从医院回来后,晓蝶好像进入一个封闭的、只有自己的空间。在那个空间里,她是安全的,她没有失去宝宝。
这几天她都没有哭,也没有任何歇斯底里的情绪反应。她很沉默……令人心痛的沉默。
她整个人彷佛被抽走灵魂般,宝宝的离去不但带走了她的哭、她的笑,也带走她全部的生命力。
她常常呆呆地坐在育婴室里一整天,傻傻地抚摸每一个玩具,把那一大迭童话书一本一本地重新排列整齐,把宝宝要用的枕头和棉被拿出去晒太阳,把宝宝要用的奶瓶好仔细地消毒,清洗干净,还把宝宝要用的小袜子全部洗好,晾干后,一双双地摊在婴儿床上,痴痴地看上很久很久的时间。
她还会拿起妈妈手册,静静地望着那几张超音波相片,一看就是一整天,不吃不喝,也很少睡觉。

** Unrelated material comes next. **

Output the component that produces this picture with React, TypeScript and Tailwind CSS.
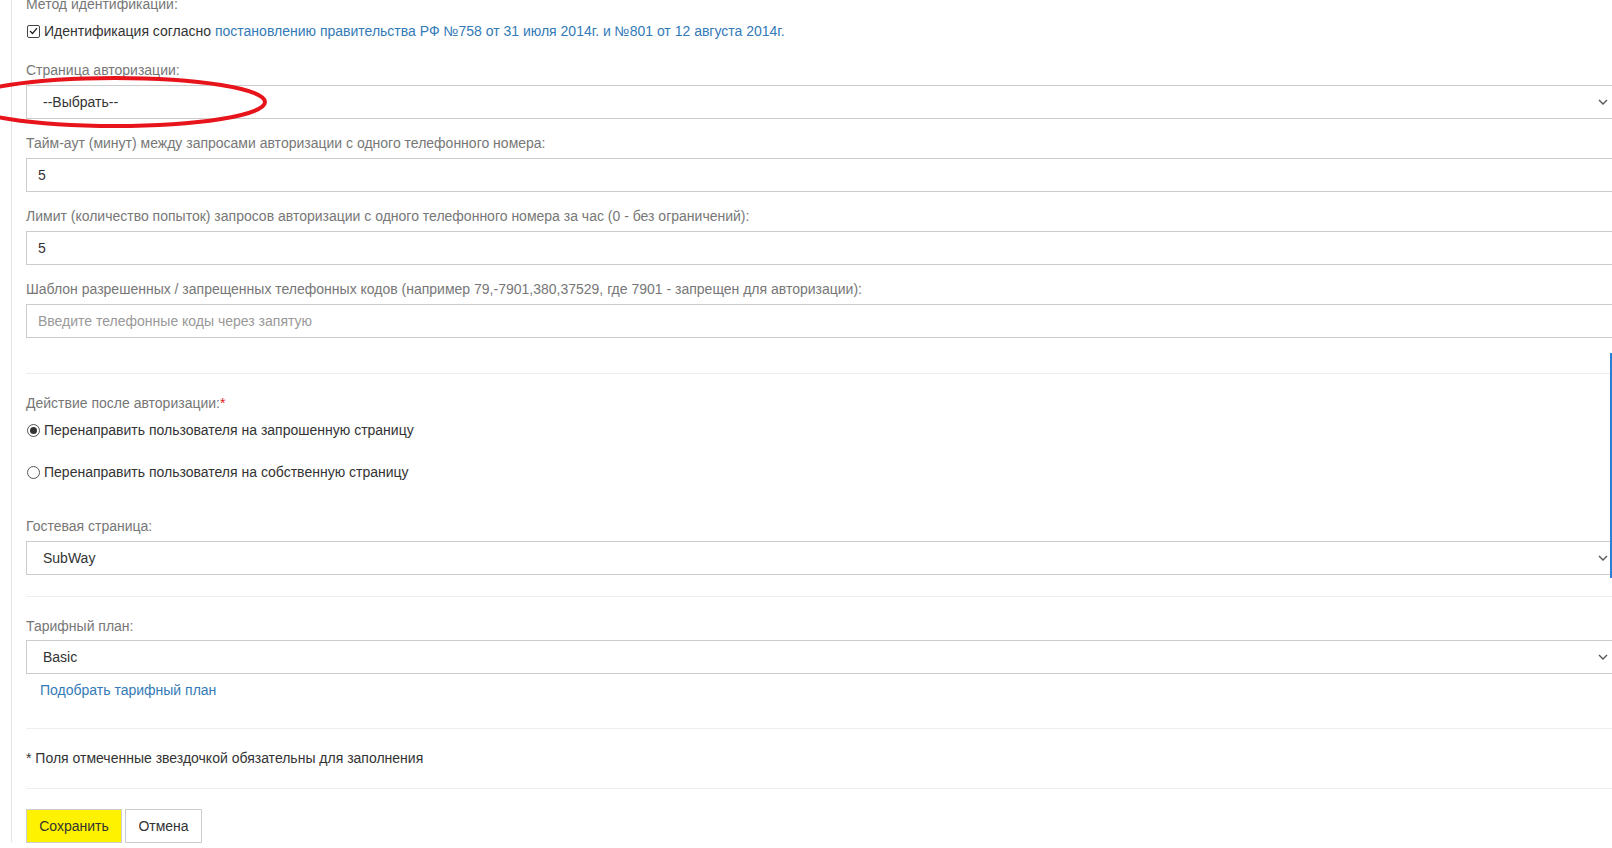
import React from "react";

const font = { fontFamily: '"Liberation Sans", Arial, sans-serif' };

function Label({ children, className = "" }: { children: React.ReactNode; className?: string }) {
  return <div className={`h-5 leading-5 text-[14px] text-[#777] ${className}`}>{children}</div>;
}

function TextInput({ value, placeholder, className = "" }: { value?: string; placeholder?: string; className?: string }) {
  return (
    <div className={`flex h-[34px] items-center border border-[#ccc] bg-white pl-[11px] text-[14px] ${className}`}>
      {value ? <span className="text-[#333]">{value}</span> : <span className="text-[#999]">{placeholder}</span>}
    </div>
  );
}

function Select({ value, className = "" }: { value: string; className?: string }) {
  return (
    <div className={`flex h-[34px] items-center justify-between border border-[#ccc] bg-white pl-4 pr-[6px] text-[14px] text-[#333] ${className}`}>
      <span>{value}</span>
      <svg width="10" height="6" viewBox="0 0 10 6" className="mr-[1px]">
        <path d="M1 1 L5 5 L9 1" fill="none" stroke="#555" strokeWidth="1.4" />
      </svg>
    </div>
  );
}

function Radio({ checked, label, className = "" }: { checked?: boolean; label: string; className?: string }) {
  return (
    <div className={`flex h-5 items-center text-[14px] text-[#333] ${className}`}>
      <span className="ml-px mr-[4px] flex h-[13px] w-[13px] items-center justify-center rounded-full border border-[#555] bg-white">
        {checked && <span className="h-[7px] w-[7px] rounded-full bg-[#333]" />}
      </span>
      {label}
    </div>
  );
}

export default function App() {
  return (
    <div className="relative h-[848px] w-[1612px] overflow-hidden bg-white" style={font}>
      <div className="ml-[11px] h-full border-l border-[#e3e3e3] pl-[14px]">
        <div className="mt-[-6px] w-[1590px]">
          <Label>Метод идентификации:</Label>

          <div className="mt-[7px] flex h-5 items-center text-[14px] text-[#333]">
            <span className="ml-px mr-[4px] flex h-[13px] w-[13px] items-center justify-center rounded-[2px] border border-[#444] bg-white">
              <svg width="9" height="8" viewBox="0 0 9 8">
                <path d="M1 4 L3.5 6.5 L8 1.2" fill="none" stroke="#222" strokeWidth="1.3" />
              </svg>
            </span>
            <span>Идентификация согласно&nbsp;</span>
            <span className="text-[#337ab7]">
              постановлению правительства РФ №758 от 31 июля 2014г. и №801 от 12 августа 2014г.
            </span>
          </div>

          <Label className="mt-[19px]">Страница авторизации:</Label>
          <Select value="--Выбрать--" className="mt-[5px]" />

          <Label className="mt-[14px]">Тайм-аут (минут) между запросами авторизации с одного телефонного номера:</Label>
          <TextInput value="5" className="mt-[5px]" />

          <Label className="mt-[14px]">
            Лимит (количество попыток) запросов авторизации с одного телефонного номера за час (0 - без ограничений):
          </Label>
          <TextInput value="5" className="mt-[5px]" />

          <Label className="mt-[14px]">
            Шаблон разрешенных / запрещенных телефонных кодов (например 79,-7901,380,37529, где 7901 - запрещен для авторизации):
          </Label>
          <TextInput placeholder="Введите телефонные коды через запятую" className="mt-[5px]" />

          <div className="mt-[35px] h-px bg-[#eee]" />

          <Label className="mt-[19px]">
            Действие после авторизации:<span className="text-[#e02020]">*</span>
          </Label>
          <Radio checked label="Перенаправить пользователя на запрошенную страницу" className="mt-[7px]" />
          <Radio label="Перенаправить пользователя на собственную страницу" className="mt-[22px]" />

          <Label className="mt-[34px]">Гостевая страница:</Label>
          <Select value="SubWay" className="mt-[5px]" />

          <div className="mt-[21px] h-px bg-[#eee]" />

          <Label className="mt-[19px]">Тарифный план:</Label>
          <Select value="Basic" className="mt-[4px]" />
          <div className="mt-[6px] h-5 pl-[14px] text-[14px] leading-5 text-[#337ab7]">Подобрать тарифный план</div>

          <div className="mt-[28px] h-px bg-[#eee]" />

          <div className="mt-[19px] h-5 text-[14px] leading-5 text-[#333]">
            * Поля отмеченные звездочкой обязательны для заполнения
          </div>

          <div className="mt-5 h-px bg-[#eee]" />

          <div className="mt-5 flex gap-[3px]">
            <button className="h-[34px] w-[96px] border border-[#ccc] bg-[#fff200] text-[14px] text-[#333]">Сохранить</button>
            <button className="h-[34px] w-[77px] border border-[#ccc] bg-white text-[14px] text-[#333]">Отмена</button>
          </div>
        </div>
      </div>

      {/* red hand-drawn mark around the auth page select */}
      <svg className="pointer-events-none absolute left-0 top-0" width="280" height="140">
        <ellipse cx="115" cy="102" rx="150" ry="24" fill="none" stroke="#e8141c" strokeWidth="4" />
      </svg>

      <div className="absolute right-0 top-[353px] h-[225px] w-[2px] bg-[#2b7fd4]" />
    </div>
  );
}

这一切,都令聂仲尧痛彻心肺,可他却无力改变什么,只能一千遍、一万遍地诅咒自己。
既然晓蝶坚持不肯离开婴儿房,他也不勉强她,径自到厨房为她倒了杯鲜奶,再做了个简单的生菜三明治。他知道她近来胃口很差,吃不下油腻的东西,只能吃一些清淡的食物。
他把食物放在托盘里,端入婴儿室,陪着她盘腿坐在地毯上,柔声劝道:「来,先把三明治吃下去。」
她不吃又不喝,等于是在慢性自杀,因此他一定要盯着她进食,能吃多少算多少。
晓蝶没有拒绝,很温驯地拿起食物,咬了一口,慢慢咀嚼,不过没几秒钟,她的脸部表情就显得非常痛苦,紧紧捣住自己的唇,冲向浴室,对着马桶猛吐!
这几天,不管她吃什么都会吐出来,那是一种无法控制的生理反应.聂仲尧知道,潜意识里,她根本就不想活了,因此她排斥任何食物!
她的胃里几乎没有食物的残渣了,只能吐出一些酸水。
聂仲尧沉默地站在一旁,为她拧好一条温毛巾,等她吐完后,温柔地以温毛巾拭净她的嘴角,再扶着瘦一大圈的她回到婴儿室,让她坐在柔软的躺椅上。
他拿起一条彼得兔的大毛毯披在她身上,轻声道:「先休息一下,想睡就睡。」
晓蝶望着他,很抱歉地道:「对不起,我不知道为什么就是很想吐……」她的眼神清明,她没有疯,只是,她把自己封闭在另一个空间。
「没关系。」他深情地凝视她,看着她水意盈盈的双眸,看着她没有血色而且凹陷的脸颊,凝视了好久好久。